=== Job ===
Once the pictures are set aside, transcribe the remaining data exactly.

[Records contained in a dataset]
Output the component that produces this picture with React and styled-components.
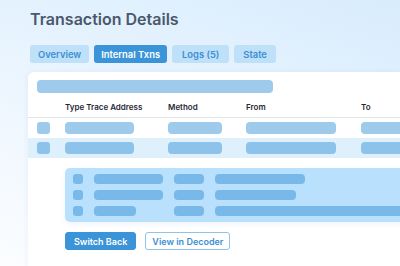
import React from 'react'
import styled, { createGlobalStyle } from 'styled-components';

const GlobalStyle = createGlobalStyle`
    html, body {
        margin: 0;
        padding: 0;
    }
    body {
        font-family: Inter, "Noto Sans", sans-serif;
        -webkit-font-smoothing: antialiased;
    }
`;

const StyledPage = styled.div`
    width: 400px;
    height: 266px;
    overflow: hidden;
    box-sizing: border-box;
    padding: 9px 0 0 28px;
    background: linear-gradient(200deg, #d8ecfd 0%, #e6f3fe 40%, #f4f9ff 75%, #fbfdff 100%);
    display: flex;
    flex-direction: column;
`;

const Title = styled.h1`
    margin: 0 0 0 2px;
    font-size: 16px;
    line-height: 21px;
    font-weight: 600;
    color: #4b586c;
`;

const Tabs = styled.div`
    display: flex;
    gap: 5px;
    margin: 15px 0 0 2px;
`;

const Tab = styled.div`
    height: 18px;
    padding: 0 ${p => p.$pad}px;
    display: flex;
    align-items: center;
    border-radius: 3px;
    font-size: 9.4px;
    font-weight: 600;
    background: ${p => p.$active ? '#3b93d8' : '#bee0f8'};
    color: ${p => p.$active ? '#ffffff' : '#3d8fd3'};
`;

const Card = styled.div`
    margin-top: 9px;
    width: 400px;
    flex: 1;
    background: #ffffff;
    border-radius: 6px 6px 0 0;
    box-shadow: 0 1px 6px rgba(40, 90, 150, 0.08);
    padding: 8px 0 0 9px;
    box-sizing: border-box;
`;

const Skeleton = styled.div`
    width: ${p => p.$w}px;
    height: ${p => p.$h || 12}px;
    border-radius: ${p => p.$r || 4}px;
    background: ${p => p.$color || '#9ecbeb'};
`;

const TableRow = styled.div`
    display: grid;
    grid-template-columns: 28px 103px 78px 115px 1fr;
    align-items: center;
    margin-left: -9px;
    padding: 4px 0 4px 9px;
    background: ${p => p.$highlight ? '#dff0fd' : 'transparent'};
`;

const HeaderRow = styled(TableRow)`
    height: 25px;
    padding-top: 0;
    padding-bottom: 0;
    border-bottom: 1px solid #e1e5ea;
    box-sizing: border-box;
`;

const HeaderCell = styled.div`
    font-size: 8px;
    font-weight: 600;
    color: #1f2937;
    padding-top: 3px;
`;

const Expanded = styled.div`
    margin: 10px 0 0 28px;
    padding: 6px 0 6px 8px;
    background: #b9e0fc;
    border-radius: 5px 0 0 5px;
    box-shadow: 0 2px 6px rgba(60, 120, 190, 0.08);
    display: flex;
    flex-direction: column;
    gap: 6px;
`;

const SubRow = styled.div`
    display: grid;
    grid-template-columns: 21px 80px 41px 1fr;
    align-items: center;
`;

const Actions = styled.div`
    display: flex;
    gap: 9px;
    margin: 10px 0 0 28px;
`;

const ActionButton = styled.button`
    height: 18px;
    box-sizing: border-box;
    padding: 0 ${p => p.$primary ? 8 : 6}px;
    border-radius: 3px;
    font-family: Inter, "Noto Sans", sans-serif;
    font-size: 9px;
    font-weight: 600;
    cursor: pointer;
    border: 1px solid ${p => p.$primary ? '#3b93d8' : '#8fc3ea'};
    background: ${p => p.$primary ? '#3b93d8' : '#ffffff'};
    color: ${p => p.$primary ? '#ffffff' : '#3d8fd3'};
`;

const tabs = [
    { label: "Overview", pad: 8 },
    { label: "Internal Txns", pad: 7 },
    { label: "Logs (5)", pad: 10 },
    { label: "State", pad: 9 },
];
const headers = ["", "Type Trace Address", "Method", "From", "To"];
const rows = [
    { highlight: false, color: '#9ecbeb' },
    { highlight: true, color: '#8dc3ea' },
];
const subRows = [
    [69, 30, 90],
    [69, 30, 81],
    [42, 30, 200],
];

export default function App() {
    return (
        <>
            <GlobalStyle />
            <StyledPage>
                <Title>Transaction Details</Title>
                <Tabs>
                    {tabs.map((tab) =>
                        <Tab key={tab.label} $pad={tab.pad} $active={tab.label === "Internal Txns"}>{tab.label}</Tab>
                    )}
                </Tabs>
                <Card>
                    <Skeleton $w={236} $h={13} />
                    <HeaderRow>
                        {headers.map((h, ind) => <HeaderCell key={ind}>{h}</HeaderCell>)}
                    </HeaderRow>
                    {rows.map((row, ind) => {
                        return (
                            <TableRow key={ind} $highlight={row.highlight}>
                                <Skeleton $w={13} $r={3} $color={row.color} />
                                <Skeleton $w={69} $color={row.color} />
                                <Skeleton $w={54} $color={row.color} />
                                <Skeleton $w={90} $color={row.color} />
                                <Skeleton $w={60} $color={row.color} />
                            </TableRow>
                        )
                    })}
                    <Expanded>
                        {subRows.map((widths, ind) =>
                            <SubRow key={ind}>
                                <Skeleton $w={10} $h={10} $r={3} $color="#79b9ea" />
                                <Skeleton $w={widths[0]} $h={10} $r={4} $color="#79b9ea" />
                                <Skeleton $w={widths[1]} $h={10} $r={4} $color="#79b9ea" />
                                <Skeleton $w={widths[2]} $h={10} $r={4} $color="#79b9ea" />
                            </SubRow>
                        )}
                    </Expanded>
                    <Actions>
                        <ActionButton $primary type="button">Switch Back</ActionButton>
                        <ActionButton type="button">View in Decoder</ActionButton>
                    </Actions>
                </Card>
            </StyledPage>
        </>
    )
}
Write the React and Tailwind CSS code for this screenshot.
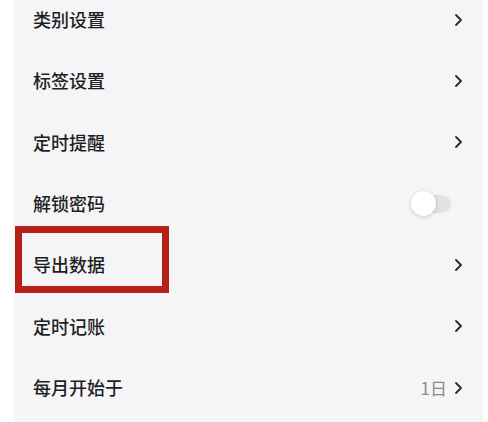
import React from "react";

const items = [
  { label: "类别设置", type: "link" },
  { label: "标签设置", type: "link" },
  { label: "定时提醒", type: "link" },
  { label: "解锁密码", type: "toggle" },
  { label: "导出数据", type: "link", marked: true },
  { label: "定时记账", type: "link" },
  { label: "每月开始于", type: "link", value: "1日" },
];

const Chevron = () => (
  <svg width="10" height="14" viewBox="0 0 10 14" fill="none">
    <path d="M3 2 L8 7 L3 12" stroke="#2a2a2a" strokeWidth="1.8" strokeLinecap="round" strokeLinejoin="round" />
  </svg>
);

const Toggle = () => (
  <div className="relative w-[40px] h-[25px] flex items-center">
    <div className="absolute left-[8px] right-0 h-[18px] rounded-full bg-[#e2e2e4]" />
    <div className="relative w-[25px] h-[25px] rounded-full bg-white shadow-[0_1px_4px_rgba(0,0,0,0.18)]" />
  </div>
);

const Row = ({ item }) => (
  <div className="relative h-[61.33px] flex items-center pl-[19px] pr-[20px]">
    {item.marked && (
      <div className="absolute left-[1px] -top-[8px] w-[154px] h-[67px] border-[7px] border-[#b52119]" />
    )}
    <span className="flex-1 text-[18px] font-medium text-[#1f1f1f]">{item.label}</span>
    {item.type === "toggle" ? (
      <div className="mr-[12px]">
        <Toggle />
      </div>
    ) : (
      <div className="flex items-center gap-[6px]">
        {item.value && <span className="text-[17px] text-[#8a8a8a]">{item.value}</span>}
        <Chevron />
      </div>
    )}
  </div>
);

export default function App() {
  return (
    <div
      className="w-[488px] h-[422px] bg-white overflow-hidden"
      style={{ fontFamily: '"Noto Sans CJK SC", "Noto Sans", sans-serif' }}
    >
      <div className="ml-[14px] mr-[5px] h-full bg-[#f5f5f7] flex flex-col overflow-hidden">
        <div className="-mt-[11px]">
          {items.map((item) => (
            <Row key={item.label} item={item} />
          ))}
        </div>
      </div>
    </div>
  );
}
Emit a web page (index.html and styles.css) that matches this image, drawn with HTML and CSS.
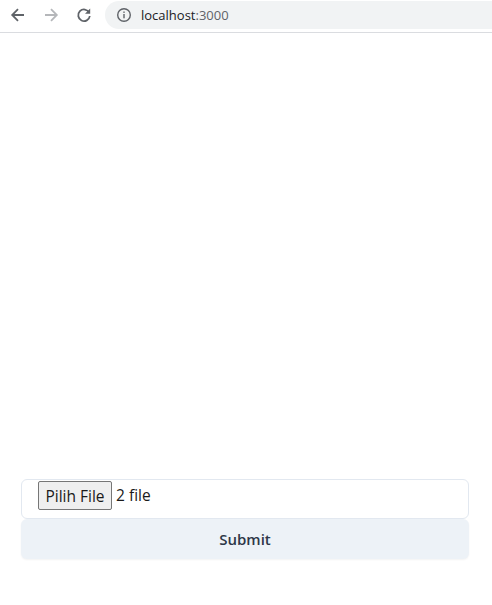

=== Solved exercise ===
Output the component that produces this picture with React and styled-components.
import React from 'react'
import styled, { createGlobalStyle } from 'styled-components';

const GlobalStyle = createGlobalStyle`
    html, body {
        margin: 0;
        padding: 0;
    }
    body {
        font-family: Inter, "Noto Sans", sans-serif;
        -webkit-font-smoothing: antialiased;
    }
`;

const StyledPage = styled.div`
    width: 400px;
    height: 266px;
    overflow: hidden;
    box-sizing: border-box;
    padding: 9px 0 0 28px;
    background: linear-gradient(200deg, #d8ecfd 0%, #e6f3fe 40%, #f4f9ff 75%, #fbfdff 100%);
    display: flex;
    flex-direction: column;
`;

const Title = styled.h1`
    margin: 0 0 0 2px;
    font-size: 16px;
    line-height: 21px;
    font-weight: 600;
    color: #4b586c;
`;

const Tabs = styled.div`
    display: flex;
    gap: 5px;
    margin: 15px 0 0 2px;
`;

const Tab = styled.div`
    height: 18px;
    padding: 0 ${p => p.$pad}px;
    display: flex;
    align-items: center;
    border-radius: 3px;
    font-size: 9.4px;
    font-weight: 600;
    background: ${p => p.$active ? '#3b93d8' : '#bee0f8'};
    color: ${p => p.$active ? '#ffffff' : '#3d8fd3'};
`;

const Card = styled.div`
    margin-top: 9px;
    width: 400px;
    flex: 1;
    background: #ffffff;
    border-radius: 6px 6px 0 0;
    box-shadow: 0 1px 6px rgba(40, 90, 150, 0.08);
    padding: 8px 0 0 9px;
    box-sizing: border-box;
`;

const Skeleton = styled.div`
    width: ${p => p.$w}px;
    height: ${p => p.$h || 12}px;
    border-radius: ${p => p.$r || 4}px;
    background: ${p => p.$color || '#9ecbeb'};
`;

const TableRow = styled.div`
    display: grid;
    grid-template-columns: 28px 103px 78px 115px 1fr;
    align-items: center;
    margin-left: -9px;
    padding: 4px 0 4px 9px;
    background: ${p => p.$highlight ? '#dff0fd' : 'transparent'};
`;

const HeaderRow = styled(TableRow)`
    height: 25px;
    padding-top: 0;
    padding-bottom: 0;
    border-bottom: 1px solid #e1e5ea;
    box-sizing: border-box;
`;

const HeaderCell = styled.div`
    font-size: 8px;
    font-weight: 600;
    color: #1f2937;
    padding-top: 3px;
`;

const Expanded = styled.div`
    margin: 10px 0 0 28px;
    padding: 6px 0 6px 8px;
    background: #b9e0fc;
    border-radius: 5px 0 0 5px;
    box-shadow: 0 2px 6px rgba(60, 120, 190, 0.08);
    display: flex;
    flex-direction: column;
    gap: 6px;
`;

const SubRow = styled.div`
    display: grid;
    grid-template-columns: 21px 80px 41px 1fr;
    align-items: center;
`;

const Actions = styled.div`
    display: flex;
    gap: 9px;
    margin: 10px 0 0 28px;
`;

const ActionButton = styled.button`
    height: 18px;
    box-sizing: border-box;
    padding: 0 ${p => p.$primary ? 8 : 6}px;
    border-radius: 3px;
    font-family: Inter, "Noto Sans", sans-serif;
    font-size: 9px;
    font-weight: 600;
    cursor: pointer;
    border: 1px solid ${p => p.$primary ? '#3b93d8' : '#8fc3ea'};
    background: ${p => p.$primary ? '#3b93d8' : '#ffffff'};
    color: ${p => p.$primary ? '#ffffff' : '#3d8fd3'};
`;

const tabs = [
    { label: "Overview", pad: 8 },
    { label: "Internal Txns", pad: 7 },
    { label: "Logs (5)", pad: 10 },
    { label: "State", pad: 9 },
];
const headers = ["", "Type Trace Address", "Method", "From", "To"];
const rows = [
    { highlight: false, color: '#9ecbeb' },
    { highlight: true, color: '#8dc3ea' },
];
const subRows = [
    [69, 30, 90],
    [69, 30, 81],
    [42, 30, 200],
];

export default function App() {
    return (
        <>
            <GlobalStyle />
            <StyledPage>
                <Title>Transaction Details</Title>
                <Tabs>
                    {tabs.map((tab) =>
                        <Tab key={tab.label} $pad={tab.pad} $active={tab.label === "Internal Txns"}>{tab.label}</Tab>
                    )}
                </Tabs>
                <Card>
                    <Skeleton $w={236} $h={13} />
                    <HeaderRow>
                        {headers.map((h, ind) => <HeaderCell key={ind}>{h}</HeaderCell>)}
                    </HeaderRow>
                    {rows.map((row, ind) => {
                        return (
                            <TableRow key={ind} $highlight={row.highlight}>
                                <Skeleton $w={13} $r={3} $color={row.color} />
                                <Skeleton $w={69} $color={row.color} />
                                <Skeleton $w={54} $color={row.color} />
                                <Skeleton $w={90} $color={row.color} />
                                <Skeleton $w={60} $color={row.color} />
                            </TableRow>
                        )
                    })}
                    <Expanded>
                        {subRows.map((widths, ind) =>
                            <SubRow key={ind}>
                                <Skeleton $w={10} $h={10} $r={3} $color="#79b9ea" />
                                <Skeleton $w={widths[0]} $h={10} $r={4} $color="#79b9ea" />
                                <Skeleton $w={widths[1]} $h={10} $r={4} $color="#79b9ea" />
                                <Skeleton $w={widths[2]} $h={10} $r={4} $color="#79b9ea" />
                            </SubRow>
                        )}
                    </Expanded>
                    <Actions>
                        <ActionButton $primary type="button">Switch Back</ActionButton>
                        <ActionButton type="button">View in Decoder</ActionButton>
                    </Actions>
                </Card>
            </StyledPage>
        </>
    )
}
Write the React and Tailwind CSS code for this screenshot.
import React from "react";

const items = [
  { label: "类别设置", type: "link" },
  { label: "标签设置", type: "link" },
  { label: "定时提醒", type: "link" },
  { label: "解锁密码", type: "toggle" },
  { label: "导出数据", type: "link", marked: true },
  { label: "定时记账", type: "link" },
  { label: "每月开始于", type: "link", value: "1日" },
];

const Chevron = () => (
  <svg width="10" height="14" viewBox="0 0 10 14" fill="none">
    <path d="M3 2 L8 7 L3 12" stroke="#2a2a2a" strokeWidth="1.8" strokeLinecap="round" strokeLinejoin="round" />
  </svg>
);

const Toggle = () => (
  <div className="relative w-[40px] h-[25px] flex items-center">
    <div className="absolute left-[8px] right-0 h-[18px] rounded-full bg-[#e2e2e4]" />
    <div className="relative w-[25px] h-[25px] rounded-full bg-white shadow-[0_1px_4px_rgba(0,0,0,0.18)]" />
  </div>
);

const Row = ({ item }) => (
  <div className="relative h-[61.33px] flex items-center pl-[19px] pr-[20px]">
    {item.marked && (
      <div className="absolute left-[1px] -top-[8px] w-[154px] h-[67px] border-[7px] border-[#b52119]" />
    )}
    <span className="flex-1 text-[18px] font-medium text-[#1f1f1f]">{item.label}</span>
    {item.type === "toggle" ? (
      <div className="mr-[12px]">
        <Toggle />
      </div>
    ) : (
      <div className="flex items-center gap-[6px]">
        {item.value && <span className="text-[17px] text-[#8a8a8a]">{item.value}</span>}
        <Chevron />
      </div>
    )}
  </div>
);

export default function App() {
  return (
    <div
      className="w-[488px] h-[422px] bg-white overflow-hidden"
      style={{ fontFamily: '"Noto Sans CJK SC", "Noto Sans", sans-serif' }}
    >
      <div className="ml-[14px] mr-[5px] h-full bg-[#f5f5f7] flex flex-col overflow-hidden">
        <div className="-mt-[11px]">
          {items.map((item) => (
            <Row key={item.label} item={item} />
          ))}
        </div>
      </div>
    </div>
  );
}
Emit a web page (index.html and styles.css) that matches this image, drawn with HTML and CSS.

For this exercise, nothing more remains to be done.